November has always been a special month for me; it holds a unique place in my heart for so many reasons. For starters it’s perhaps the highlight of my favorite season: Autumn. Then there is the fact that it is also the annual celebrated National Novel Writing Month or NaNoWriMo for short. Not to mention that it is also home to my yearly “Date of Manufacture.”
But sadly, I must confess I’ve never ever taken part in NaNoWriMo. Nor did I have any desire to do so this year. This as a writer, even a humble hobbyist one, does leave me with a fair measure of shame. But it is a reasonable argument, easily understood that any writer suffering through some rather unpleasant Carpal Tunnel might shy away from attempting any such feat.
Now, I am going to be honest here – I am not writing this as an excuse or even an explanation to make me feel better. The simple point I may be stumbling my way towards is that the first two letters in November form a very basic word; no.

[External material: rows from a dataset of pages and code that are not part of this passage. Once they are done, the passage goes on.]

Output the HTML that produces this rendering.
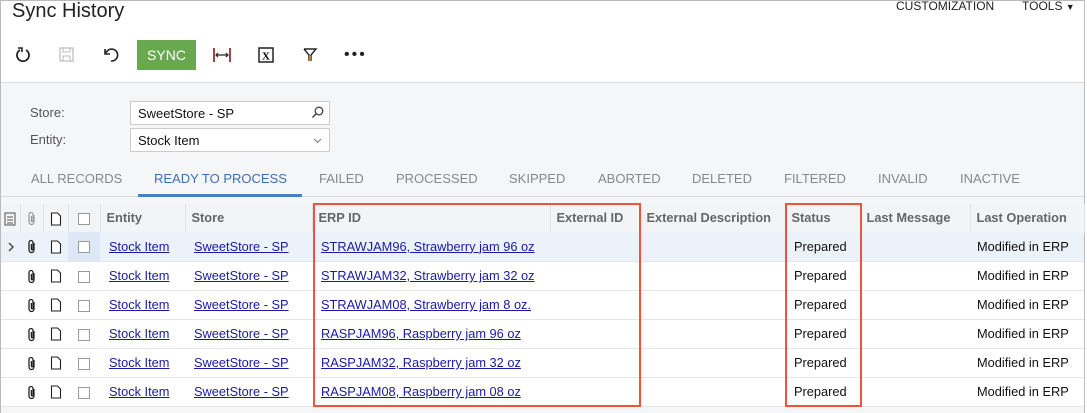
<!DOCTYPE html>
<html><head><style>
*{box-sizing:border-box;margin:0;padding:0}
body{width:1087px;height:413px;overflow:hidden;background:#fff;font-family:"Liberation Sans",sans-serif;position:relative}
.frame{position:absolute;left:0;top:0;width:1085px;height:413px;border-left:1px solid #bbb;border-right:1px solid #bbb;border-top:1px solid #bbb}
.abs{position:absolute;white-space:nowrap}
.title{left:12px;top:0px;font-size:20px;color:#222}
.menu{top:-1px;font-size:12px;color:#222}
.gray{position:absolute;left:1px;top:82px;width:1083px;height:331px;background:#f5f6f8;border-top:1px solid #ddd}
.lbl{font-size:13px;color:#555}
.inp{position:absolute;left:130px;width:200px;height:24px;background:#fff;border:1px solid #ccc;font-size:13px;color:#111;padding:4px 7px}
.tab{top:171px;font-size:13px;color:#888}
table{position:absolute;left:1px;top:204px;border-collapse:collapse;font-size:12.8px;background:#fff;table-layout:fixed}
td{height:29px;border-bottom:1px solid #e6e6e6;padding:0 0 0 9px;white-space:nowrap;color:#111;overflow:hidden}
td.ic{padding:0;text-align:center}
tr.h td{background:#f3f4f6;color:#666;font-weight:bold;height:28px;border-right:1px solid #e2e2e2;padding-left:6px}
tr.h td.ic{padding:0}
tr.sel td{background:#ebf2fa}
a{color:#1a1aa6;text-decoration:underline}
.cb{display:inline-block;width:12px;height:12px;border:1px solid #999;background:#fff;vertical-align:middle}
.red{position:absolute;border:2px solid #f0533a}
svg{vertical-align:middle}
</style></head><body>
<div class="frame"></div>
<div class="abs title">Sync History</div>
<div class="abs menu" style="left:896px">CUSTOMIZATION</div>
<div class="abs menu" style="left:1022px">TOOLS <span style="font-size:9px">▼</span></div>
<svg class="abs" style="left:14px;top:45px" width="20" height="20" viewBox="0 0 20 20"><path d="M6 5a6 6 0 1 0 6 0" fill="none" stroke="#222" stroke-width="1.8"/><path d="M4 3h4v4" fill="none" stroke="#222" stroke-width="1.6"/></svg>
<svg class="abs" style="left:58px;top:46px" width="18" height="18" viewBox="0 0 18 18"><rect x="2" y="2" width="13" height="13" fill="none" stroke="#bbb" stroke-width="1.2"/><rect x="5" y="2" width="7" height="4" fill="none" stroke="#bbb"/><rect x="5" y="10" width="7" height="5" fill="none" stroke="#bbb"/></svg>
<svg class="abs" style="left:102px;top:46px" width="20" height="18" viewBox="0 0 20 18"><path d="M4 7a6 6 0 1 1 5 8" fill="none" stroke="#222" stroke-width="1.6"/><path d="M3 3v5h5" fill="none" stroke="#222" stroke-width="1.6"/></svg>
<div class="abs" style="left:137px;top:40px;width:59px;height:30px;background:#6aa84f;color:#fff;font-size:14px;text-align:center;line-height:30px">SYNC</div>
<svg class="abs" style="left:212px;top:46px" width="20" height="18" viewBox="0 0 20 18"><path d="M2 2v14M18 2v14" stroke="#7a1c1c" stroke-width="1.6"/><path d="M4 9h12M6 7l-2 2 2 2M14 7l2 2-2 2" fill="none" stroke="#222" stroke-width="1.2"/></svg>
<svg class="abs" style="left:258px;top:47px" width="16" height="16" viewBox="0 0 16 16"><rect x="1" y="1" width="14" height="14" fill="none" stroke="#222" stroke-width="1.5"/><text x="8" y="12.5" font-size="11" font-weight="bold" text-anchor="middle" font-family="Liberation Serif">X</text></svg>
<svg class="abs" style="left:302px;top:46px" width="16" height="18" viewBox="0 0 16 18"><path d="M2 3h12l-5 6v6M7 15V9L2 3" fill="none" stroke="#222" stroke-width="1.4"/><path d="M8 10v5" stroke="#e59a30" stroke-width="1.6"/></svg>
<div class="abs" style="left:344px;top:46px;font-size:16px;color:#222;letter-spacing:2px">•••</div>
<div class="gray"></div>
<div class="abs lbl" style="left:30px;top:105px">Store:</div>
<div class="abs lbl" style="left:30px;top:132px">Entity:</div>
<div class="inp" style="top:101px">SweetStore - SP<svg style="position:absolute;right:5px;top:4px" width="13" height="13" viewBox="0 0 13 13"><circle cx="8" cy="5" r="3.8" fill="none" stroke="#444" stroke-width="1.3"/><path d="M5.3 7.7L1.5 11.5" stroke="#444" stroke-width="1.5"/></svg></div>
<div class="inp" style="top:128px">Stock Item<svg style="position:absolute;right:7px;top:9px" width="9" height="6" viewBox="0 0 9 6"><path d="M1 1l3.5 3.5L8 1" fill="none" stroke="#777" stroke-width="1"/></svg></div>
<div class="abs" style="left:1px;top:196px;width:1083px;height:1px;background:#ddd"></div>
<div class="abs" style="left:138px;top:194px;width:164px;height:3px;background:#4a7fc8"></div>
<div class="abs tab" style="left:31px">ALL RECORDS</div>
<div class="abs tab" style="left:154px;color:#3a6fb8">READY TO PROCESS</div>
<div class="abs tab" style="left:319px">FAILED</div>
<div class="abs tab" style="left:396px">PROCESSED</div>
<div class="abs tab" style="left:509px">SKIPPED</div>
<div class="abs tab" style="left:598px">ABORTED</div>
<div class="abs tab" style="left:692px">DELETED</div>
<div class="abs tab" style="left:784px">FILTERED</div>
<div class="abs tab" style="left:878px">INVALID</div>
<div class="abs tab" style="left:960px">INACTIVE</div>
<table>
<colgroup><col width="19"><col width="23"><col width="25"><col width="32"><col width="85"><col width="127"><col width="238"><col width="90"><col width="145"><col width="75"><col width="110"><col width="114"></colgroup>
<tr class="h"><td class="ic"><svg width="12" height="14" viewBox="0 0 12 14"><rect x="1" y="1" width="10" height="12" fill="none" stroke="#777" stroke-width="1.3"/><path d="M3 5h6M3 8h6M3 11h6" stroke="#777" stroke-width="1.3"/></svg></td><td class="ic"><svg width="10" height="15" viewBox="0 0 10 15"><path d="M7 4v7a2.5 2.5 0 0 1-5 0V3.5a2 2 0 0 1 4 0V10a.8.8 0 0 1-1.6 0V5" fill="none" stroke="#999" stroke-width="1.2"/></svg></td><td class="ic"><svg width="12" height="14" viewBox="0 0 12 14"><path d="M1.5 1h6l3 3v9h-9z" fill="#fff" stroke="#222" stroke-width="1.1"/></svg></td><td class="ic"><span class="cb"></span></td><td>Entity</td><td>Store</td><td>ERP ID</td><td>External ID</td><td>External Description</td><td>Status</td><td>Last Message</td><td>Last Operation</td></tr>
</table>
<table style="top:232px">
<colgroup><col width="19"><col width="23"><col width="25"><col width="32"><col width="85"><col width="127"><col width="238"><col width="90"><col width="145"><col width="75"><col width="110"><col width="114"></colgroup>
<tr class="sel"><td class="ic"><svg width="8" height="12" viewBox="0 0 8 12"><path d="M2 2l4 4-4 4" fill="none" stroke="#444" stroke-width="1.4"/></svg></td><td class="ic"><svg width="10" height="15" viewBox="0 0 10 15"><path d="M7 4v7a2.5 2.5 0 0 1-5 0V3.5a2 2 0 0 1 4 0V10a.8.8 0 0 1-1.6 0V5" fill="none" stroke="#222" stroke-width="1.3"/></svg></td><td class="ic"><svg width="12" height="14" viewBox="0 0 12 14"><path d="M1.5 1h6l3 3v9h-9z" fill="#fff" stroke="#222" stroke-width="1.1"/></svg></td><td class="ic" style="background:#dce8f5"><span class="cb"></span></td><td><a>Stock Item</a></td><td><a>SweetStore - SP</a></td><td><a>STRAWJAM96, Strawberry jam 96 oz</a></td><td></td><td></td><td>Prepared</td><td></td><td style="padding-left:7px">Modified in ERP</td></tr>
<tr><td></td><td class="ic"><svg width="10" height="15" viewBox="0 0 10 15"><path d="M7 4v7a2.5 2.5 0 0 1-5 0V3.5a2 2 0 0 1 4 0V10a.8.8 0 0 1-1.6 0V5" fill="none" stroke="#222" stroke-width="1.3"/></svg></td><td class="ic"><svg width="12" height="14" viewBox="0 0 12 14"><path d="M1.5 1h6l3 3v9h-9z" fill="#fff" stroke="#222" stroke-width="1.1"/></svg></td><td class="ic"><span class="cb"></span></td><td><a>Stock Item</a></td><td><a>SweetStore - SP</a></td><td><a>STRAWJAM32, Strawberry jam 32 oz</a></td><td></td><td></td><td>Prepared</td><td></td><td style="padding-left:7px">Modified in ERP</td></tr>
<tr><td></td><td class="ic"><svg width="10" height="15" viewBox="0 0 10 15"><path d="M7 4v7a2.5 2.5 0 0 1-5 0V3.5a2 2 0 0 1 4 0V10a.8.8 0 0 1-1.6 0V5" fill="none" stroke="#222" stroke-width="1.3"/></svg></td><td class="ic"><svg width="12" height="14" viewBox="0 0 12 14"><path d="M1.5 1h6l3 3v9h-9z" fill="#fff" stroke="#222" stroke-width="1.1"/></svg></td><td class="ic"><span class="cb"></span></td><td><a>Stock Item</a></td><td><a>SweetStore - SP</a></td><td><a>STRAWJAM08, Strawberry jam 8 oz.</a></td><td></td><td></td><td>Prepared</td><td></td><td style="padding-left:7px">Modified in ERP</td></tr>
<tr><td></td><td class="ic"><svg width="10" height="15" viewBox="0 0 10 15"><path d="M7 4v7a2.5 2.5 0 0 1-5 0V3.5a2 2 0 0 1 4 0V10a.8.8 0 0 1-1.6 0V5" fill="none" stroke="#222" stroke-width="1.3"/></svg></td><td class="ic"><svg width="12" height="14" viewBox="0 0 12 14"><path d="M1.5 1h6l3 3v9h-9z" fill="#fff" stroke="#222" stroke-width="1.1"/></svg></td><td class="ic"><span class="cb"></span></td><td><a>Stock Item</a></td><td><a>SweetStore - SP</a></td><td><a>RASPJAM96, Raspberry jam 96 oz</a></td><td></td><td></td><td>Prepared</td><td></td><td style="padding-left:7px">Modified in ERP</td></tr>
<tr><td></td><td class="ic"><svg width="10" height="15" viewBox="0 0 10 15"><path d="M7 4v7a2.5 2.5 0 0 1-5 0V3.5a2 2 0 0 1 4 0V10a.8.8 0 0 1-1.6 0V5" fill="none" stroke="#222" stroke-width="1.3"/></svg></td><td class="ic"><svg width="12" height="14" viewBox="0 0 12 14"><path d="M1.5 1h6l3 3v9h-9z" fill="#fff" stroke="#222" stroke-width="1.1"/></svg></td><td class="ic"><span class="cb"></span></td><td><a>Stock Item</a></td><td><a>SweetStore - SP</a></td><td><a>RASPJAM32, Raspberry jam 32 oz</a></td><td></td><td></td><td>Prepared</td><td></td><td style="padding-left:7px">Modified in ERP</td></tr>
<tr><td></td><td class="ic"><svg width="10" height="15" viewBox="0 0 10 15"><path d="M7 4v7a2.5 2.5 0 0 1-5 0V3.5a2 2 0 0 1 4 0V10a.8.8 0 0 1-1.6 0V5" fill="none" stroke="#222" stroke-width="1.3"/></svg></td><td class="ic"><svg width="12" height="14" viewBox="0 0 12 14"><path d="M1.5 1h6l3 3v9h-9z" fill="#fff" stroke="#222" stroke-width="1.1"/></svg></td><td class="ic"><span class="cb"></span></td><td><a>Stock Item</a></td><td><a>SweetStore - SP</a></td><td><a>RASPJAM08, Raspberry jam 08 oz</a></td><td></td><td></td><td>Prepared</td><td></td><td style="padding-left:7px">Modified in ERP</td></tr>
</table>
<div class="red" style="left:313px;top:203px;width:328px;height:204px"></div>
<div class="red" style="left:785px;top:203px;width:77px;height:204px"></div>
</body></html>
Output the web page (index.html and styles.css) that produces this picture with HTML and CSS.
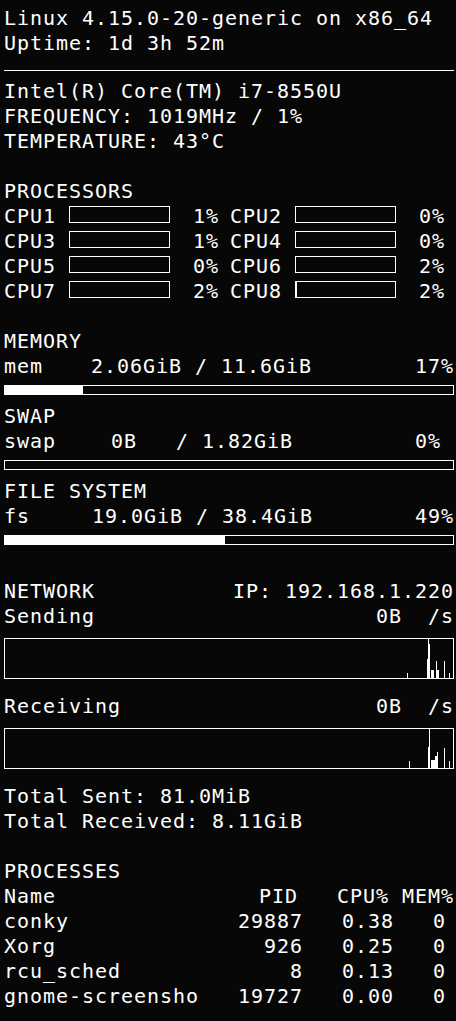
FILE: index.html
```html
<!DOCTYPE html>
<html lang="en">
<head>
<meta charset="utf-8">
<title>conky</title>
<link rel="stylesheet" href="styles.css">
</head>
<body>
<div class="conky">
  <div class="line">Linux 4.15.0-20-generic on x86_64</div>
  <div class="line">Uptime: 1d 3h 52m</div>
  <hr class="rule">
  <div class="line">Intel(R) Core(TM) i7-8550U</div>
  <div class="line">FREQUENCY: 1019MHz / 1%</div>
  <div class="line">TEMPERATURE: 43°C</div>
  <div class="blank"></div>

  <div class="line">PROCESSORS</div>
  <div class="cpu-grid">
    <div class="cpu"><span class="cpu-label">CPU1</span><span class="cpu-bar"></span><span class="cpu-pct">1%</span></div>
    <div class="cpu"><span class="cpu-label">CPU2</span><span class="cpu-bar"></span><span class="cpu-pct">0%</span></div>
    <div class="cpu"><span class="cpu-label">CPU3</span><span class="cpu-bar"></span><span class="cpu-pct">1%</span></div>
    <div class="cpu"><span class="cpu-label">CPU4</span><span class="cpu-bar"></span><span class="cpu-pct">0%</span></div>
    <div class="cpu"><span class="cpu-label">CPU5</span><span class="cpu-bar"></span><span class="cpu-pct">0%</span></div>
    <div class="cpu"><span class="cpu-label">CPU6</span><span class="cpu-bar"></span><span class="cpu-pct">2%</span></div>
    <div class="cpu"><span class="cpu-label">CPU7</span><span class="cpu-bar"></span><span class="cpu-pct">2%</span></div>
    <div class="cpu"><span class="cpu-label">CPU8</span><span class="cpu-bar"><span class="cpu-fill" style="width:1%"></span></span><span class="cpu-pct">2%</span></div>
  </div>
  <div class="blank"></div>

  <div class="line">MEMORY</div>
  <div class="usage"><span class="usage-label">mem</span><span class="usage-val">2.06GiB / 11.6GiB</span><span class="usage-pct">17%</span></div>
  <div class="meter"><div class="meter-fill" style="width:17.5%"></div></div>

  <div class="line">SWAP</div>
  <div class="usage"><span class="usage-label">swap</span><span class="usage-val usage-val-swap">0B   / 1.82GiB</span><span class="usage-pct">0% </span></div>
  <div class="meter"><div class="meter-fill" style="width:0%"></div></div>

  <div class="line">FILE SYSTEM</div>
  <div class="usage"><span class="usage-label">fs</span><span class="usage-val usage-val-fs">19.0GiB / 38.4GiB</span><span class="usage-pct">49%</span></div>
  <div class="meter"><div class="meter-fill" style="width:49.2%"></div></div>
  <div class="blank"></div>

  <div class="split"><span>NETWORK</span><span>IP: 192.168.1.220</span></div>
  <div class="split"><span>Sending</span><span class="pre">0B  /s</span></div>
  <svg class="graph" width="450" height="41" viewBox="0 0 450 41">
    <rect x="0.5" y="0.5" width="449" height="40" fill="none" stroke="#fff" stroke-width="1"/>
    <g fill="#fff">
      <rect x="403" y="35" width="1" height="5"/>
      <rect x="423" y="21" width="1" height="19"/>
      <rect x="424" y="1" width="1" height="39"/>
      <rect x="425" y="6" width="1" height="34"/>
      <rect x="427" y="32" width="3" height="8"/>
      <rect x="432" y="23" width="1" height="17"/>
      <rect x="433" y="32" width="2" height="8"/>
      <rect x="440" y="23" width="1" height="17"/>
      <rect x="445" y="35" width="1" height="5"/>
    </g>
  </svg>

  <div class="split"><span>Receiving</span><span class="pre">0B  /s</span></div>
  <svg class="graph" width="450" height="41" viewBox="0 0 450 41">
    <rect x="0.5" y="0.5" width="449" height="40" fill="none" stroke="#fff" stroke-width="1"/>
    <g fill="#fff">
      <rect x="405" y="33" width="1" height="7"/>
      <rect x="424" y="19" width="1" height="21"/>
      <rect x="425" y="1" width="1" height="39"/>
      <rect x="427" y="32" width="4" height="8"/>
      <rect x="431" y="28" width="2" height="12"/>
      <rect x="433" y="24" width="1" height="16"/>
      <rect x="440" y="20" width="1" height="20"/>
      <rect x="445" y="33" width="1" height="7"/>
    </g>
  </svg>

  <div class="line">Total Sent: 81.0MiB</div>
  <div class="line">Total Received: 8.11GiB</div>
  <div class="blank"></div>

  <div class="line">PROCESSES</div>
  <div class="split"><span>Name</span><span class="pre">PID   CPU% MEM%</span></div>
  <div class="line">conky             29887   0.38   0</div>
  <div class="line">Xorg                926   0.25   0</div>
  <div class="line">rcu_sched             8   0.13   0</div>
  <div class="line">gnome-screensho   19727   0.00   0</div>
</div>
</body>
</html>
```

FILE: styles.css
```css
html, body {
  margin: 0;
  padding: 0;
  background: #070707;
}

.conky {
  width: 450px;
  padding: 6px 2px 0 4px;
  font-family: "DejaVu Sans Mono", monospace;
  font-size: 20px;
  letter-spacing: 0.96px;
  line-height: 25px;
  color: #fff;
}

.line {
  height: 25px;
  white-space: pre;
}

.blank {
  height: 25px;
}

.pre {
  white-space: pre;
}

.rule {
  height: 0;
  border: 0;
  border-top: 1px solid #fff;
  margin: 14px 0 8px;
}

/* processors */
.cpu-grid {
  display: grid;
  grid-template-columns: 215px 215px;
  column-gap: 11px;
}

.cpu {
  display: flex;
  height: 25px;
}

.cpu-label {
  width: 65px;
  flex: none;
}

.cpu-bar {
  display: flex;
  flex: none;
  width: 101px;
  height: 17px;
  margin-top: 2px;
  box-sizing: border-box;
  border: 1px solid #fff;
}

.cpu-fill {
  display: block;
  height: 100%;
  background: #fff;
}

.cpu-pct {
  flex: 1;
  text-align: right;
}

/* memory / swap / fs */
.usage {
  display: flex;
  height: 25px;
}

.usage-label {
  width: 87px;
  flex: none;
}

.usage-val {
  flex: 1;
  white-space: pre;
}

.usage-val-swap {
  padding-left: 20px;
}

.usage-val-fs {
  padding-left: 1px;
}

.usage-pct {
  white-space: pre;
}

.meter {
  height: 10px;
  box-sizing: border-box;
  border: 1px solid #fff;
  margin: 6px 0 9px;
}

.meter-fill {
  height: 100%;
  background: #fff;
}

/* network */
.split {
  display: flex;
  justify-content: space-between;
  height: 25px;
}

.graph {
  display: block;
  margin: 9px 0 15px;
}
```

That being said I believe that anyone who found themselves suddenly limited in all that they could do for themselves might find the word ‘no’ a blaring, nay, a blinding focus for their thoughts.
How easy it is to loose sight of so much by simply narrowing your gaze to look upon all that is beyond you. Our van’s power steering pump died on us; I was powerless to repair it one handed. The washing machine’s clutch finally failed us – no roaring to the repair on that one either. Open a brand new pickle jar for my 4 year old daughter before bed? Nope. It was yet another task demanding a pair of working hands.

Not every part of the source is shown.